トラブル防止のためにも、頻繁にやり取りを行う取引先については、改めて締め切り日の確認を行う必要があるでしょう。
5.郵便法の改正に対応するためには業務の効率化が必要
業務上では、請求書の発送業務や月次決算にまで影響が及びます。
特に土曜日配達の休止やお届け日数の繰り下げによって、従来の到着日よりも書類が届くのが遅くなります。
そのため、納品書や請求書等の到着遅れにならないよう注意しましょう。
また経理担当者の作業負荷が大きくなってしまう可能性があります。
負荷を軽減するためにも、業務の効率化を検討する必要があるでしょう。
この業務の効率化におすすめなのが、請求書発行システムです。
請求書をwebで配信すれば手間やミスがなく、そして取引先に早急に送付することができます。
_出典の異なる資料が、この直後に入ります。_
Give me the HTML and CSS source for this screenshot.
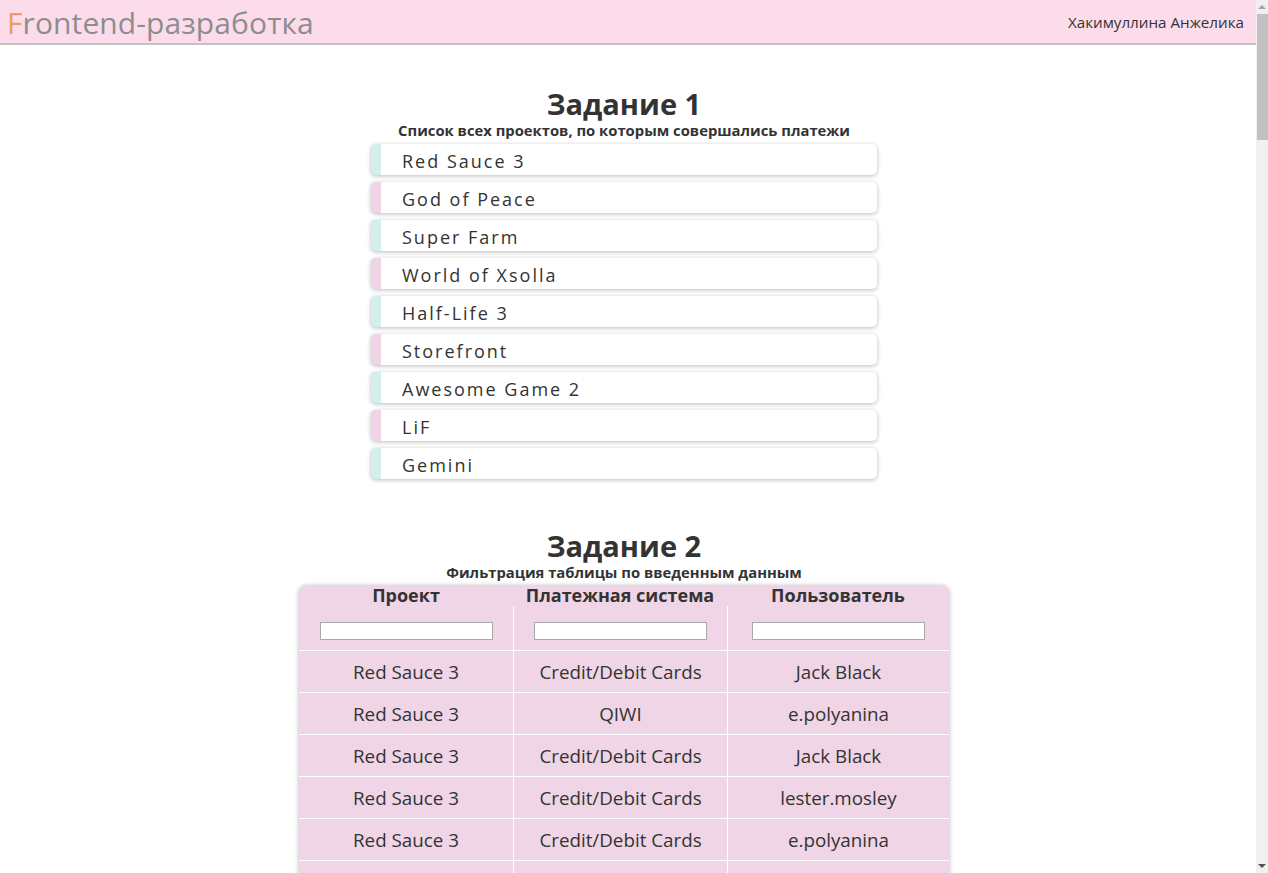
FILE: index.html
```html
<!DOCTYPE html>
<html lang="ru">
<head>
<meta charset="utf-8">
<title>Frontend-разработка</title>
<link rel="stylesheet" href="styles.css">
</head>
<body>
<div class="window">
  <div class="page">
    <header class="topbar">
      <div class="logo"><span class="logo-f">F</span>rontend-разработка</div>
      <div class="user">Хакимуллина Анжелика</div>
    </header>
    <main class="content">
      <section class="task">
        <h1 class="task-title">Задание 1</h1>
        <p class="task-sub">Список всех проектов, по которым совершались платежи</p>
        <ul class="projects">
          <li class="project teal">Red Sauce 3</li>
          <li class="project pink">God of Peace</li>
          <li class="project teal">Super Farm</li>
          <li class="project pink">World of Xsolla</li>
          <li class="project teal">Half-Life 3</li>
          <li class="project pink">Storefront</li>
          <li class="project teal">Awesome Game 2</li>
          <li class="project pink">LiF</li>
          <li class="project teal">Gemini</li>
        </ul>
      </section>
      <section class="task task2">
        <h1 class="task-title">Задание 2</h1>
        <p class="task-sub">Фильтрация таблицы по введенным данным</p>
        <table class="payments">
          <thead>
            <tr class="head-titles">
              <th>Проект</th>
              <th>Платежная система</th>
              <th>Пользователь</th>
            </tr>
            <tr class="head-filters">
              <th><input class="filter" type="text"></th>
              <th><input class="filter" type="text"></th>
              <th><input class="filter" type="text"></th>
            </tr>
          </thead>
          <tbody>
            <tr><td>Red Sauce 3</td><td>Credit/Debit Cards</td><td>Jack Black</td></tr>
            <tr><td>Red Sauce 3</td><td>QIWI</td><td>e.polyanina</td></tr>
            <tr><td>Red Sauce 3</td><td>Credit/Debit Cards</td><td>Jack Black</td></tr>
            <tr><td>Red Sauce 3</td><td>Credit/Debit Cards</td><td>lester.mosley</td></tr>
            <tr><td>Red Sauce 3</td><td>Credit/Debit Cards</td><td>e.polyanina</td></tr>
            <tr class="row-more"><td></td><td></td><td></td></tr>
          </tbody>
        </table>
      </section>
    </main>
  </div>
  <div class="scrollbar">
    <div class="sb-arrow sb-up"></div>
    <div class="sb-track"><div class="sb-thumb"></div></div>
    <div class="sb-arrow sb-down"></div>
  </div>
</div>
</body>
</html>
```

FILE: styles.css
```css
html, body {
  margin: 0;
  padding: 0;
  height: 100%;
  overflow: hidden;
}
body {
  font-family: "Open Sans", "Noto Sans", sans-serif;
  color: #333;
  background: #fff;
}
.window {
  display: flex;
  height: 873px;
}
.page {
  flex: 1;
  overflow: hidden;
}
.topbar {
  height: 43px;
  background: #fcdcea;
  border-bottom: 2px solid #c3c3c3;
  display: flex;
  align-items: center;
  justify-content: space-between;
  padding: 0 12px 0 7px;
}
.logo {
  font-size: 30px;
  color: #8d8d8d;
  letter-spacing: 0.1px;
  padding-top: 1px;
}
.logo-f { color: #e6a15e; }
.user {
  font-size: 15.2px;
  color: #333;
  padding-top: 1px;
}
.content {
  padding: 0 8px 40px 0;
}
.task {
  display: flex;
  flex-direction: column;
  align-items: center;
  padding-top: 42px;
}
.task2 { padding-top: 50px; }
.task-title {
  margin: 0;
  font-size: 29px;
  line-height: 34px;
  font-weight: 700;
}
.task-sub {
  margin: 0;
  font-size: 14.8px;
  line-height: 18px;
  font-weight: 700;
}
.projects {
  list-style: none;
  margin: 5px 0 0;
  padding: 0;
  width: 506px;
  display: flex;
  flex-direction: column;
  gap: 7px;
}
.project {
  height: 31px;
  line-height: 34px;
  box-sizing: border-box;
  background: #fff;
  border-radius: 5px;
  border-left: 10px solid #d3efec;
  box-shadow: 0 1px 4px rgba(0,0,0,0.28);
  padding-left: 21px;
  font-size: 18px;
  letter-spacing: 2px;
  color: #333;
}
.project.pink { border-left-color: #efd5e6; }
.payments {
  margin-top: 4px;
  width: 650px;
  border-collapse: separate;
  border-spacing: 0;
  background: #efd5e6;
  border-radius: 8px;
  box-shadow: 0 1px 5px rgba(0,0,0,0.3);
  table-layout: fixed;
}
.payments th:nth-child(1), .payments td:nth-child(1) { width: 214px; }
.payments th:nth-child(2), .payments td:nth-child(2) { width: 214px; }
.head-titles th {
  font-size: 18px;
  font-weight: 700;
  height: 21px;
  line-height: 21px;
  padding: 0;
  vertical-align: bottom;
}
.head-filters th {
  height: 44px;
  padding: 0;
  vertical-align: middle;
}
.head-filters th + th, .payments td + td {
  border-left: 1px solid #fff;
}
.filter {
  width: 173px;
  height: 18px;
  box-sizing: border-box;
  border: 1px solid #a9a9a9;
  background: #fff;
  padding: 0;
  margin: 5px auto 0;
  display: block;
}
.payments td {
  border-top: 1px solid #fff;
  height: 41px;
  padding: 0;
  text-align: center;
  font-size: 18.8px;
  color: #333;
}
.scrollbar {
  width: 12px;
  background: #f0f0f0;
  display: flex;
  flex-direction: column;
}
.sb-arrow {
  height: 14px;
  display: flex;
  align-items: center;
  justify-content: center;
}
.sb-up::before {
  content: "";
  border-left: 4px solid transparent;
  border-right: 4px solid transparent;
  border-bottom: 4px solid #a3a3a3;
}
.sb-down::before {
  content: "";
  border-left: 4px solid transparent;
  border-right: 4px solid transparent;
  border-top: 4px solid #505050;
}
.sb-track {
  flex: 1;
  padding-left: 1px;
}
.sb-thumb {
  height: 126px;
  background: #c1c1c1;
}
```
特に請求書の送付はつい漏れやミスが発生する業務でもあるので、どれだけミスをなくし、ミスをした際にも早急に対応できるかが重要になってきます。
システムを利用してweb上で請求書を送付すれば、郵便法などの法改正なども気にすることがなく、迅速な請求書発行や柔軟な対応ができるようになります。
他にも一括でまとめて請求書を送信できたり、ミスや漏れがなくなったり、リモートワークにも対応できるといったあらゆる利点があります。いくつかシステムの機能などを確認して中長期的に検討することをおすすめします。